(INSTRUCTIONS FOR THE TASK): Quote every line of the data below as it stands, omitting pictures.

(DATASET SECTION):

(begin)

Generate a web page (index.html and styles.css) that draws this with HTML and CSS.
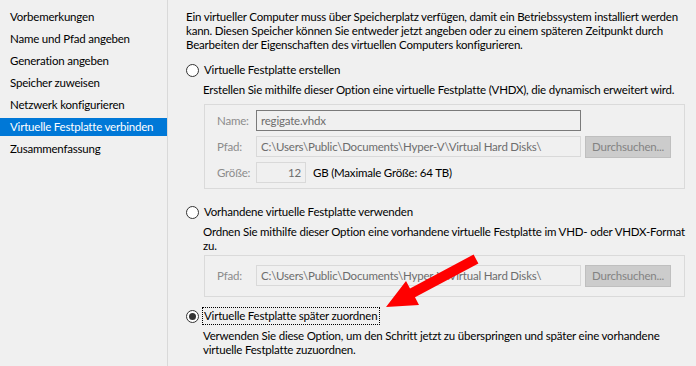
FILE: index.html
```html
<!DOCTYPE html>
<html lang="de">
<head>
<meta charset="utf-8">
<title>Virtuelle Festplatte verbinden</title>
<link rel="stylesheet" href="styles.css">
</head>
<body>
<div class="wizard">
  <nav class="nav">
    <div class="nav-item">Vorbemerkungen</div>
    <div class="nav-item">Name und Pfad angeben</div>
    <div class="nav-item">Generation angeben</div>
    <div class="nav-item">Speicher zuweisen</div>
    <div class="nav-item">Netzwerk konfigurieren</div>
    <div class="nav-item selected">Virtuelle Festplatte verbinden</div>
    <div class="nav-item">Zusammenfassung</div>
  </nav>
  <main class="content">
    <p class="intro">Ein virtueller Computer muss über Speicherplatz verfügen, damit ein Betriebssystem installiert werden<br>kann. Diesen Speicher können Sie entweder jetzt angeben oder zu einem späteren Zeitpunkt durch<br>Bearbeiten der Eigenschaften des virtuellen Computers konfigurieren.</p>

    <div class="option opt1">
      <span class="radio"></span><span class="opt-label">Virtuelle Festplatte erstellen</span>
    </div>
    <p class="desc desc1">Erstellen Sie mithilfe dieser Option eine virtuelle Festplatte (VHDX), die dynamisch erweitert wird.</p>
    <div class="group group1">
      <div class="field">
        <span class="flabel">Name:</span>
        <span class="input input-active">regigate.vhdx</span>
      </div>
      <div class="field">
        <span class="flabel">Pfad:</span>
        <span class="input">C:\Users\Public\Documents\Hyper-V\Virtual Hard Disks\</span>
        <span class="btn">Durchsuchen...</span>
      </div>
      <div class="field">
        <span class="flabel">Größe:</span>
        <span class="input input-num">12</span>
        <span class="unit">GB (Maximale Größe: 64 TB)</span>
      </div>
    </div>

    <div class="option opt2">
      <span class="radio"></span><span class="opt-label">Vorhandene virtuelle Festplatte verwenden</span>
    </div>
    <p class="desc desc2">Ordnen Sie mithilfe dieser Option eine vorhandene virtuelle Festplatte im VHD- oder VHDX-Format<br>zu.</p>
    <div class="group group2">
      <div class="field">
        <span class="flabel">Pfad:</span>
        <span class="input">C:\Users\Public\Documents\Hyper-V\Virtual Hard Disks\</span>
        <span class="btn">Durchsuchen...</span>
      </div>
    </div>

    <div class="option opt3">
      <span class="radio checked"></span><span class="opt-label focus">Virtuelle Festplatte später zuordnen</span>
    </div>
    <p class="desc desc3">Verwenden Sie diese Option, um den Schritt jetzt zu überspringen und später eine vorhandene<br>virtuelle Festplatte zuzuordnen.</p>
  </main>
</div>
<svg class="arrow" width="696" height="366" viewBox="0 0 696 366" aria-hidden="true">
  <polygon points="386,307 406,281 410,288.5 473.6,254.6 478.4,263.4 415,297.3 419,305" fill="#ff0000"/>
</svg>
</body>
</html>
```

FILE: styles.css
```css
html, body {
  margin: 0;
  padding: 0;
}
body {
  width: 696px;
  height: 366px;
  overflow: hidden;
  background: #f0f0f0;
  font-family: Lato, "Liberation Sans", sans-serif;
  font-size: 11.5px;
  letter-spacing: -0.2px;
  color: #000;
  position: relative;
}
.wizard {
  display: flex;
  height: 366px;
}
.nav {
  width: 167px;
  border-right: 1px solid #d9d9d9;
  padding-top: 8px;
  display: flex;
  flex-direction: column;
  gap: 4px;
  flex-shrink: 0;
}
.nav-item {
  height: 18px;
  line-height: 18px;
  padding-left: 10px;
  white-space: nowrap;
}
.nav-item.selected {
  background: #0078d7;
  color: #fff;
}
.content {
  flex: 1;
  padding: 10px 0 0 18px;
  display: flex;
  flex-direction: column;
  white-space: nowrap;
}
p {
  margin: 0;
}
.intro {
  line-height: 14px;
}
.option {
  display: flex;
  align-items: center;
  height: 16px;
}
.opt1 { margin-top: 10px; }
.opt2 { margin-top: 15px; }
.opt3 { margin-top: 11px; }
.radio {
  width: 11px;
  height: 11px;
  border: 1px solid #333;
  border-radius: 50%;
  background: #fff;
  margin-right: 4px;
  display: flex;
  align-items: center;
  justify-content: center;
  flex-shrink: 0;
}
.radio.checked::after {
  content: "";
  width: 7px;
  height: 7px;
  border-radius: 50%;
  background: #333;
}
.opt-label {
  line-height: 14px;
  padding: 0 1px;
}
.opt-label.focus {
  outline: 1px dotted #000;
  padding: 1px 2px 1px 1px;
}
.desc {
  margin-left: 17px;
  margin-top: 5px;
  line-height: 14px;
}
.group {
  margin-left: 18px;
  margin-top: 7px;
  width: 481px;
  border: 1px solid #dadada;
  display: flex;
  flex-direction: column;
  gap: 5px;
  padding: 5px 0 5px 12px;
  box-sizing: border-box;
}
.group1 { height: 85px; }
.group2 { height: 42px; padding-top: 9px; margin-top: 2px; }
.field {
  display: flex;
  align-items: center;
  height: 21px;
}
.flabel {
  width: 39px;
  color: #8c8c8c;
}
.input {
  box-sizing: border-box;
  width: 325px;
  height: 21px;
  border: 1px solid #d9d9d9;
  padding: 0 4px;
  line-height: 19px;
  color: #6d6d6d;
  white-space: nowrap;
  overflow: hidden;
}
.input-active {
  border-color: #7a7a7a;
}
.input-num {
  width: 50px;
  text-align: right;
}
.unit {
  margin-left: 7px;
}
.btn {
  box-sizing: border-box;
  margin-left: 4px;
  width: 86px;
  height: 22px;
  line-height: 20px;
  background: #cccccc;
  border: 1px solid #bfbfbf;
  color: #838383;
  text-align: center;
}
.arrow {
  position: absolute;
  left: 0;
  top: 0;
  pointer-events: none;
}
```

(end)

(SOLUTION):
Generate a web page (index.html and styles.css) that draws this with HTML and CSS.
FILE: index.html
```html
<!DOCTYPE html>
<html lang="de">
<head>
<meta charset="utf-8">
<title>Virtuelle Festplatte verbinden</title>
<link rel="stylesheet" href="styles.css">
</head>
<body>
<div class="wizard">
  <nav class="nav">
    <div class="nav-item">Vorbemerkungen</div>
    <div class="nav-item">Name und Pfad angeben</div>
    <div class="nav-item">Generation angeben</div>
    <div class="nav-item">Speicher zuweisen</div>
    <div class="nav-item">Netzwerk konfigurieren</div>
    <div class="nav-item selected">Virtuelle Festplatte verbinden</div>
    <div class="nav-item">Zusammenfassung</div>
  </nav>
  <main class="content">
    <p class="intro">Ein virtueller Computer muss über Speicherplatz verfügen, damit ein Betriebssystem installiert werden<br>kann. Diesen Speicher können Sie entweder jetzt angeben oder zu einem späteren Zeitpunkt durch<br>Bearbeiten der Eigenschaften des virtuellen Computers konfigurieren.</p>

    <div class="option opt1">
      <span class="radio"></span><span class="opt-label">Virtuelle Festplatte erstellen</span>
    </div>
    <p class="desc desc1">Erstellen Sie mithilfe dieser Option eine virtuelle Festplatte (VHDX), die dynamisch erweitert wird.</p>
    <div class="group group1">
      <div class="field">
        <span class="flabel">Name:</span>
        <span class="input input-active">regigate.vhdx</span>
      </div>
      <div class="field">
        <span class="flabel">Pfad:</span>
        <span class="input">C:\Users\Public\Documents\Hyper-V\Virtual Hard Disks\</span>
        <span class="btn">Durchsuchen...</span>
      </div>
      <div class="field">
        <span class="flabel">Größe:</span>
        <span class="input input-num">12</span>
        <span class="unit">GB (Maximale Größe: 64 TB)</span>
      </div>
    </div>

    <div class="option opt2">
      <span class="radio"></span><span class="opt-label">Vorhandene virtuelle Festplatte verwenden</span>
    </div>
    <p class="desc desc2">Ordnen Sie mithilfe dieser Option eine vorhandene virtuelle Festplatte im VHD- oder VHDX-Format<br>zu.</p>
    <div class="group group2">
      <div class="field">
        <span class="flabel">Pfad:</span>
        <span class="input">C:\Users\Public\Documents\Hyper-V\Virtual Hard Disks\</span>
        <span class="btn">Durchsuchen...</span>
      </div>
    </div>

    <div class="option opt3">
      <span class="radio checked"></span><span class="opt-label focus">Virtuelle Festplatte später zuordnen</span>
    </div>
    <p class="desc desc3">Verwenden Sie diese Option, um den Schritt jetzt zu überspringen und später eine vorhandene<br>virtuelle Festplatte zuzuordnen.</p>
  </main>
</div>
<svg class="arrow" width="696" height="366" viewBox="0 0 696 366" aria-hidden="true">
  <polygon points="386,307 406,281 410,288.5 473.6,254.6 478.4,263.4 415,297.3 419,305" fill="#ff0000"/>
</svg>
</body>
</html>
```

FILE: styles.css
```css
html, body {
  margin: 0;
  padding: 0;
}
body {
  width: 696px;
  height: 366px;
  overflow: hidden;
  background: #f0f0f0;
  font-family: Lato, "Liberation Sans", sans-serif;
  font-size: 11.5px;
  letter-spacing: -0.2px;
  color: #000;
  position: relative;
}
.wizard {
  display: flex;
  height: 366px;
}
.nav {
  width: 167px;
  border-right: 1px solid #d9d9d9;
  padding-top: 8px;
  display: flex;
  flex-direction: column;
  gap: 4px;
  flex-shrink: 0;
}
.nav-item {
  height: 18px;
  line-height: 18px;
  padding-left: 10px;
  white-space: nowrap;
}
.nav-item.selected {
  background: #0078d7;
  color: #fff;
}
.content {
  flex: 1;
  padding: 10px 0 0 18px;
  display: flex;
  flex-direction: column;
  white-space: nowrap;
}
p {
  margin: 0;
}
.intro {
  line-height: 14px;
}
.option {
  display: flex;
  align-items: center;
  height: 16px;
}
.opt1 { margin-top: 10px; }
.opt2 { margin-top: 15px; }
.opt3 { margin-top: 11px; }
.radio {
  width: 11px;
  height: 11px;
  border: 1px solid #333;
  border-radius: 50%;
  background: #fff;
  margin-right: 4px;
  display: flex;
  align-items: center;
  justify-content: center;
  flex-shrink: 0;
}
.radio.checked::after {
  content: "";
  width: 7px;
  height: 7px;
  border-radius: 50%;
  background: #333;
}
.opt-label {
  line-height: 14px;
  padding: 0 1px;
}
.opt-label.focus {
  outline: 1px dotted #000;
  padding: 1px 2px 1px 1px;
}
.desc {
  margin-left: 17px;
  margin-top: 5px;
  line-height: 14px;
}
.group {
  margin-left: 18px;
  margin-top: 7px;
  width: 481px;
  border: 1px solid #dadada;
  display: flex;
  flex-direction: column;
  gap: 5px;
  padding: 5px 0 5px 12px;
  box-sizing: border-box;
}
.group1 { height: 85px; }
.group2 { height: 42px; padding-top: 9px; margin-top: 2px; }
.field {
  display: flex;
  align-items: center;
  height: 21px;
}
.flabel {
  width: 39px;
  color: #8c8c8c;
}
.input {
  box-sizing: border-box;
  width: 325px;
  height: 21px;
  border: 1px solid #d9d9d9;
  padding: 0 4px;
  line-height: 19px;
  color: #6d6d6d;
  white-space: nowrap;
  overflow: hidden;
}
.input-active {
  border-color: #7a7a7a;
}
.input-num {
  width: 50px;
  text-align: right;
}
.unit {
  margin-left: 7px;
}
.btn {
  box-sizing: border-box;
  margin-left: 4px;
  width: 86px;
  height: 22px;
  line-height: 20px;
  background: #cccccc;
  border: 1px solid #bfbfbf;
  color: #838383;
  text-align: center;
}
.arrow {
  position: absolute;
  left: 0;
  top: 0;
  pointer-events: none;
}
```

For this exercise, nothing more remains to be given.